Ten years ago, around this time, I was at work in Myers’ classroom and my phone rang. It was Tom. He was mad and started yelling at me that he was going to kill himself. Less than twenty minutes later he did. My life has never been the same.
In the past ten years, I have been consumed by the traumatic and tragic loss of my brother. It ate away at the light inside me. With many friends and family and finding my own way, I have come out of that darkness. Maybe some of that darkness was the same that consumed my brother.
Over the past ten years, I mourned deeply and get very emotional days and even weeks before the day of his death and birthday. This year his birthday went well. I didn’t feel out of sorts. I felt good at remembering him. I always take steps in remembering him for his birthday.

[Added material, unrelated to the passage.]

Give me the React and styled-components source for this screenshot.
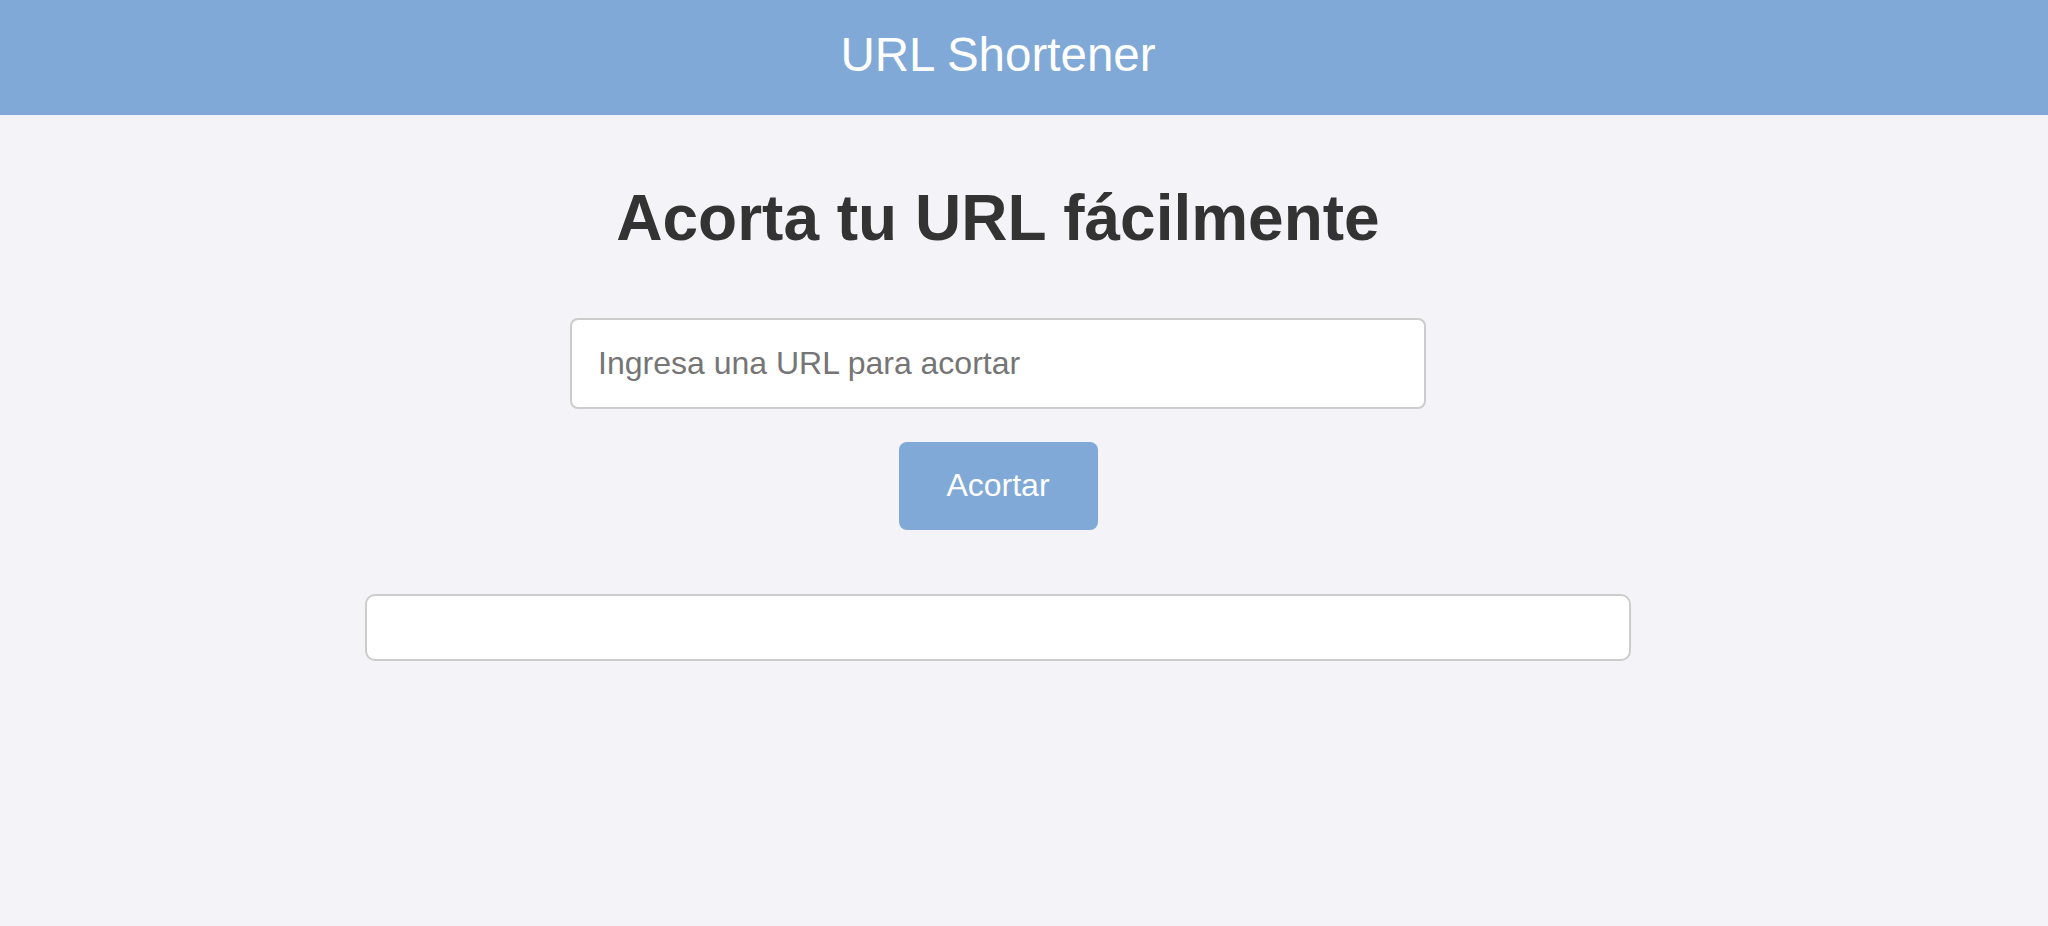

Yesterday, I felt a bit of dread with anticipation for today, but now that today is here, I don’t feel the deep, dark, unending grief I once felt. Yes, I cried today. I may still be crying as I write this on and off.
Writing my book, I faced a few traumas. Writing about my brother and talking about him openly was a trauma I needed to face. I love my brother but he is a trigger for me emotionally. He breaks my dam of emotions. I am emotional anyway, but he is a trigger.
Death brings about a heavy energy. Tom died with a heavy heart. Today just feels a bit heavy. But there is light too. With darkness, there is light. A shadow cannot exist without the light to cast it. It is sunny today. The birds are chirping. The day may be heavy but I can move through it even if it feels like there are weights on my feet.
The picture at the top. I remember so differently. I even describe it differently in my book. Mandela effect. I had this perfect image in my brain. In my mind my hair was drifting behind him. Patrick or Jesse took that picture.
That was a good day. Today I will remember the good days. Our trip to the Grand Canyon with the boys. The day Tom and I snuck off to watch Shrek without the kids and stayed to watch it again because it was so good. The day I ditched work so we could get pedicures and lunch. Our midnight chats at the bar over chicken wings and drinks. I will remember my brother’s light.